Problem to solve:
How many lines in these records hold the string "this"? Reply with the number alone.

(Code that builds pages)

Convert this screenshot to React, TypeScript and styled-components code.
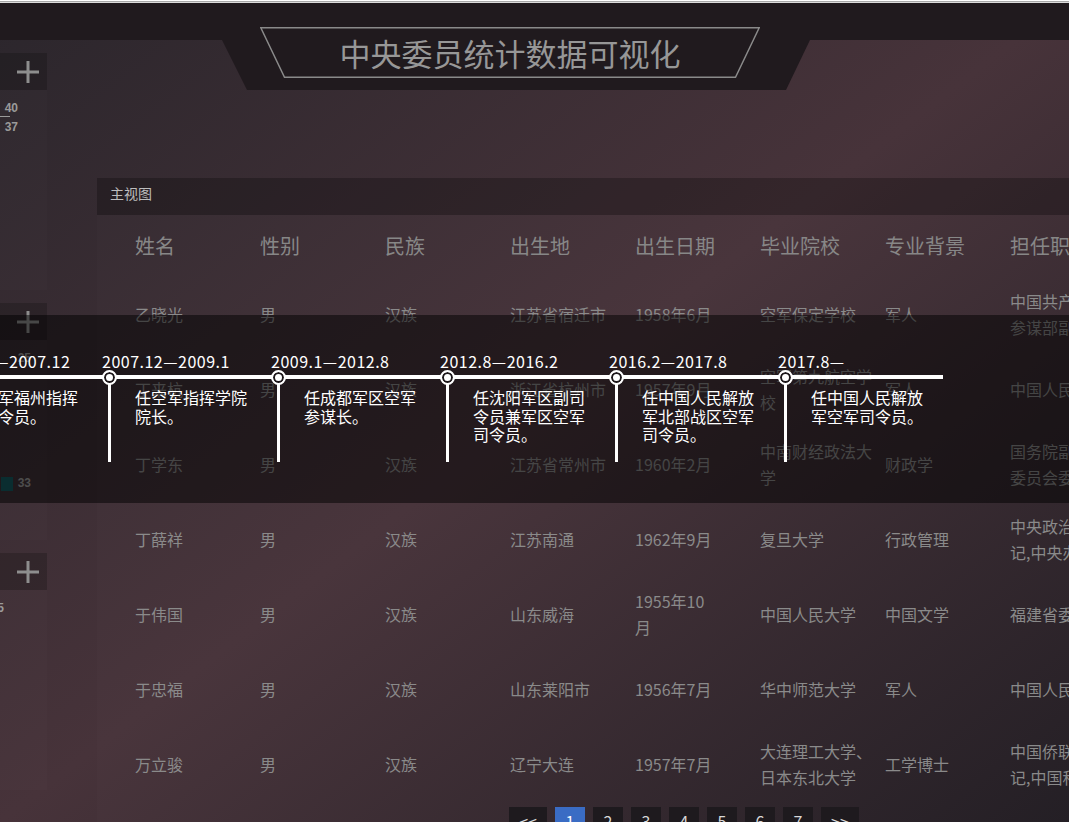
import React from "react";
import styled, { createGlobalStyle } from "styled-components";

const GlobalStyle = createGlobalStyle`
  html, body { margin: 0; padding: 0; width: 100%; height: 100%; overflow: hidden; }
  body { font-family: "Noto Sans CJK SC", "Microsoft YaHei", sans-serif; background: #2b262c; }
  #root { width: 100%; height: 100%; }
  * { box-sizing: border-box; }
`;

const Page = styled.div`
  position: relative;
  width: 100vw;
  height: 100vh;
  overflow: hidden;
  display: flex;
  flex-direction: column;
  background: linear-gradient(to bottom right, #2b262c 0%, #47333a 50%, #221d23 100%);
`;

const TopStrip = styled.div`
  height: 3px;
  flex-shrink: 0;
  background: linear-gradient(#ffffff 0 1px, #a8a8a8 1px 2px, #dcdcdc 2px 3px);
`;

const Header = styled.header`
  height: 37px;
  flex-shrink: 0;
  background: #201a1e;
  padding-left: 222px;
  position: relative;
  z-index: 1;
`;

const TitleTab = styled.div`
  width: 588px;
  height: 87px;
  background: #201a1e;
  clip-path: polygon(0 0, 100% 0, 100% 37px, calc(100% - 24px) 100%, 25px 100%, 0 37px);
  padding: 24px 0 0 38px;
`;

const TitleFrame = styled.div`
  position: relative;
  width: 500px;
  height: 51px;
  display: flex;
  align-items: center;
  justify-content: center;
`;

const FrameSvg = styled.svg`
  position: absolute;
  inset: 0;
`;

const TitleText = styled.h1`
  margin: 0;
  position: relative;
  font-size: 31px;
  font-weight: 400;
  color: #979797;
  line-height: 1;
`;

const Body = styled.div`
  display: flex;
  align-items: flex-start;
  flex: 1;
  min-height: 0;
`;

const LeftColumn = styled.aside`
  width: 247px;
  margin-left: -200px;
  flex-shrink: 0;
  padding-top: 13px;
  display: flex;
  flex-direction: column;
  gap: 13px;
`;

const SidePanel = styled.section`
  height: 237px;
  display: flex;
  flex-direction: column;
  background: rgba(255, 255, 255, 0.012);
`;

const SideHead = styled.div`
  height: 37px;
  flex-shrink: 0;
  background: rgba(0, 0, 0, 0.22);
  display: flex;
  align-items: center;
  justify-content: flex-end;
  padding-right: 8px;
`;

const SideBody = styled.div<{ $pr: number }>`
  display: flex;
  flex-direction: column;
  align-items: flex-end;
  padding: 9px ${(p) => p.$pr}px 0 0;
`;

const SideValue = styled.div<{ $mt?: number; $underline?: boolean }>`
  position: relative;
  display: flex;
  align-items: center;
  gap: 5px;
  margin-top: ${(p) => p.$mt ?? 0}px;
  font-family: "Liberation Sans", "Noto Sans", sans-serif;
  font-size: 12px;
  font-weight: 700;
  line-height: 19px;
  color: #9a9a9a;
  &::before {
    content: "";
    display: ${(p) => (p.$underline ? "block" : "none")};
    position: absolute;
    left: -5px;
    bottom: 1px;
    width: 10px;
    height: 1px;
    background: #9a9a9a;
  }
`;

const Swatch = styled.span`
  width: 12px;
  height: 14px;
  background: #155a60;
`;

const MainPanel = styled.main`
  width: 1174px;
  flex-shrink: 0;
  margin-left: 50px;
  margin-top: 138px;
  background: rgba(255, 255, 255, 0.01);
`;

const PanelBar = styled.div`
  height: 37px;
  line-height: 31px;
  padding-left: 13px;
  font-size: 14px;
  color: #bdbdbd;
  background: rgba(0, 0, 0, 0.28);
`;

const TableGrid = styled.div`
  display: grid;
  grid-template-columns: repeat(7, 125px) 240px;
  padding-left: 38px;
`;

const HeadCell = styled.div`
  height: 61px;
  display: flex;
  align-items: center;
  font-size: 20px;
  color: #878787;
`;

const Cell = styled.div<{ $pr: number }>`
  height: 75px;
  display: flex;
  align-items: center;
  padding-right: ${(p) => p.$pr}px;
  font-size: 16px;
  line-height: 26px;
  color: #8a8a8a;
`;

const Pager = styled.nav`
  display: flex;
  justify-content: center;
  gap: 8px;
  margin-top: 6px;
`;

const PageBtn = styled.span<{ $active?: boolean }>`
  height: 28px;
  min-width: 30px;
  padding: 0 10px;
  display: flex;
  align-items: center;
  justify-content: center;
  font-size: 16px;
  color: ${(p) => (p.$active ? "#ffffff" : "#d8d8d8")};
  background: ${(p) => (p.$active ? "#3a6cc4" : "#1e1a1e")};
`;

const Overlay = styled.div`
  position: absolute;
  top: 315px;
  left: 0;
  right: 0;
  height: 188px;
  background: rgba(0, 0, 0, 0.5);
  z-index: 5;
  overflow: hidden;
`;

const Timeline = styled.div`
  display: flex;
  margin-left: -71px;
  padding-top: 36px;
`;

const TLItem = styled.div`
  width: 169px;
  flex-shrink: 0;
`;

const TLDate = styled.div`
  height: 20px;
  line-height: 20px;
  font-size: 16px;
  letter-spacing: 0.5px;
  color: #ffffff;
  padding-left: 4px;
  margin-bottom: 4px;
  white-space: nowrap;
`;

const TLTrack = styled.div`
  position: relative;
  border-top: 4px solid #ffffff;
  display: flex;
  align-items: flex-start;
`;

const TLNode = styled.span`
  position: absolute;
  left: 4px;
  top: -9.5px;
  width: 15px;
  height: 15px;
  border-radius: 50%;
  background: #ffffff;
  border: 2px solid #ffffff;
  box-shadow: inset 0 0 0 2px #1c1619;
`;

const TLStem = styled.span`
  margin-left: 10px;
  width: 3px;
  height: 83px;
  flex-shrink: 0;
  background: #ffffff;
`;

const TLDesc = styled.p`
  margin: 9px 0 0 24px;
  width: 114px;
  font-size: 16px;
  line-height: 18.5px;
  color: #ffffff;
`;

const PlusIcon = () => (
  <svg width="22" height="22" viewBox="0 0 22 22">
    <path d="M11 0V22M0 11H22" stroke="#8e8e8e" strokeWidth="3" fill="none" />
  </svg>
);

const headers = ["姓名", "性别", "民族", "出生地", "出生日期", "毕业院校", "专业背景", "担任职务"];
const colPad = [10, 10, 10, 10, 45, 7, 10, 15];

const rows: string[][] = [
  ["乙晓光", "男", "汉族", "江苏省宿迁市", "1958年6月", "空军保定学校", "军人", "中国共产党中央军事委员会联合参谋部副参谋长"],
  ["丁来杭", "男", "汉族", "浙江省杭州市", "1957年9月", "空军第九航空学校", "军人", "中国人民解放军空军司令员"],
  ["丁学东", "男", "汉族", "江苏省常州市", "1960年2月", "中南财经政法大学", "财政学", "国务院副秘书长、国家改革发展委员会委员"],
  ["丁薛祥", "男", "汉族", "江苏南通", "1962年9月", "复旦大学", "行政管理", "中央政治局委员,中央书记处书记,中央办公厅主任"],
  ["于伟国", "男", "汉族", "山东威海", "1955年10月", "中国人民大学", "中国文学", "福建省委书记"],
  ["于忠福", "男", "汉族", "山东莱阳市", "1956年7月", "华中师范大学", "军人", "中国人民解放军空军政治委员"],
  ["万立骏", "男", "汉族", "辽宁大连", "1957年7月", "大连理工大学、日本东北大学", "工学博士", "中国侨联主席、中国侨联党组书记,中国科学院院士"],
];

const timeline = [
  { date: "2005.12—2007.12", desc: "任空军福州指挥所司令员。" },
  { date: "2007.12—2009.1", desc: "任空军指挥学院院长。" },
  { date: "2009.1—2012.8", desc: "任成都军区空军参谋长。" },
  { date: "2012.8—2016.2", desc: "任沈阳军区副司令员兼军区空军司令员。" },
  { date: "2016.2—2017.8", desc: "任中国人民解放军北部战区空军司令员。" },
  { date: "2017.8—", desc: "任中国人民解放军空军司令员。" },
];

export default function App() {
  return (
    <Page>
      <GlobalStyle />
      <TopStrip />
      <Header>
        <TitleTab>
          <TitleFrame>
            <FrameSvg width="500" height="51" viewBox="0 0 500 51">
              <polygon points="0.8,0.8 499.2,0.8 475.5,50.2 24.5,50.2" fill="none" stroke="#8a8a8a" strokeWidth="1.5" />
            </FrameSvg>
            <TitleText>中央委员统计数据可视化</TitleText>
          </TitleFrame>
        </TitleTab>
      </Header>
      <Body>
        <LeftColumn>
          <SidePanel>
            <SideHead>
              <PlusIcon />
            </SideHead>
            <SideBody $pr={29}>
              <SideValue $underline>40</SideValue>
              <SideValue>37</SideValue>
            </SideBody>
          </SidePanel>
          <SidePanel>
            <SideHead>
              <PlusIcon />
            </SideHead>
            <SideBody $pr={16}>
              <SideValue>25</SideValue>
              <SideValue $mt={106}>
                <Swatch />
                33
              </SideValue>
            </SideBody>
          </SidePanel>
          <SidePanel>
            <SideHead>
              <PlusIcon />
            </SideHead>
            <SideBody $pr={43}>
              <SideValue>15</SideValue>
            </SideBody>
          </SidePanel>
        </LeftColumn>
        <MainPanel>
          <PanelBar>主视图</PanelBar>
          <TableGrid>
            {headers.map((h) => (
              <HeadCell key={h}>{h}</HeadCell>
            ))}
            {rows.map((r, ri) =>
              r.map((c, ci) => (
                <Cell key={`${ri}-${ci}`} $pr={colPad[ci]}>
                  {c}
                </Cell>
              ))
            )}
          </TableGrid>
          <Pager>
            <PageBtn>&lt;&lt;</PageBtn>
            {[1, 2, 3, 4, 5, 6, 7].map((n) => (
              <PageBtn key={n} $active={n === 1}>
                {n}
              </PageBtn>
            ))}
            <PageBtn>&gt;&gt;</PageBtn>
          </Pager>
        </MainPanel>
      </Body>
      <Overlay>
        <Timeline>
          {timeline.map((t) => (
            <TLItem key={t.date}>
              <TLDate>{t.date}</TLDate>
              <TLTrack>
                <TLNode />
                <TLStem />
                <TLDesc>{t.desc}</TLDesc>
              </TLTrack>
            </TLItem>
          ))}
        </Timeline>
      </Overlay>
    </Page>
  );
}
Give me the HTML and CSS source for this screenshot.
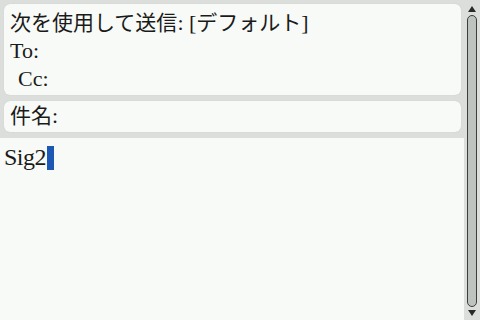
FILE: index.html
```html
<!DOCTYPE html>
<html lang="ja">
<head>
    <meta charset="UTF-8">
    <title>新規メッセージ</title>
    <link rel="stylesheet" href="styles.css">
</head>
<body>
    <div class="screen">
        <div class="compose">
            <div class="card header-card">
                <div class="row"><span class="ja">次を使用して送信</span>: [<span class="ja">デフォルト</span>]</div>
                <div class="row">To:</div>
                <div class="row indent">Cc:</div>
            </div>
            <div class="card subject-card">
                <div class="row"><span class="ja">件名</span>:</div>
            </div>
            <div class="body-area">
                <div class="body-text">Sig2<span class="cursor"></span></div>
            </div>
        </div>

        <div class="scrollbar">
            <div class="arrow up"></div>
            <div class="thumb"></div>
            <div class="arrow down"></div>
        </div>
    </div>
</body>
</html>
```

FILE: styles.css
```css
/* Global Styling */
body {
    margin: 0;
    padding: 0;
    width: 480px;
    height: 320px;
    overflow: hidden;
    background-color: #dcdedc;
    color: #1a1a1a;
    font-family: "Liberation Serif", "Noto Sans CJK JP", serif;
    font-size: 22px;
}

.ja {
    font-size: 21px;
}

.screen {
    display: flex;
    flex-direction: row;
    height: 320px;
}

.compose {
    width: 464px;
    display: flex;
    flex-direction: column;
}

.card {
    background-color: #f7faf6;
    border-radius: 6px;
    margin: 0 3px 0 4px;
    box-shadow: 0 0 1px rgba(0, 0, 0, 0.15);
}

.header-card {
    margin-top: 4px;
    height: 91px;
    padding-top: 5px;
    box-sizing: border-box;
}

.subject-card {
    margin-top: 6px;
    height: 31px;
    padding-top: 1px;
    box-sizing: border-box;
}

.row {
    height: 28px;
    line-height: 28px;
    padding-left: 6px;
}

.indent {
    padding-left: 14px;
}

.body-area {
    flex: 1;
    margin-top: 6px;
    background-color: #f7faf6;
}

.body-text {
    padding: 6px 0 0 4px;
    font-size: 24px;
    letter-spacing: -0.5px;
    line-height: 26px;
}

.cursor {
    display: inline-block;
    width: 7px;
    height: 24px;
    margin-left: 1px;
    vertical-align: -5px;
    background-color: #1b57b3;
}

/* Scrollbar */
.scrollbar {
    width: 16px;
    display: flex;
    flex-direction: column;
    align-items: center;
    padding: 6px 0 4px;
    box-sizing: border-box;
}

.arrow {
    width: 0;
    height: 0;
    border-left: 4px solid transparent;
    border-right: 4px solid transparent;
}

.arrow.up {
    border-bottom: 6px solid #2a2a2a;
}

.arrow.down {
    border-top: 6px solid #2a2a2a;
}

.thumb {
    flex: 1;
    width: 8px;
    margin: 3px 0;
    background-color: #bfc3bf;
    border: 1px solid #3a3f3a;
    border-radius: 5px;
}
```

Task output:
2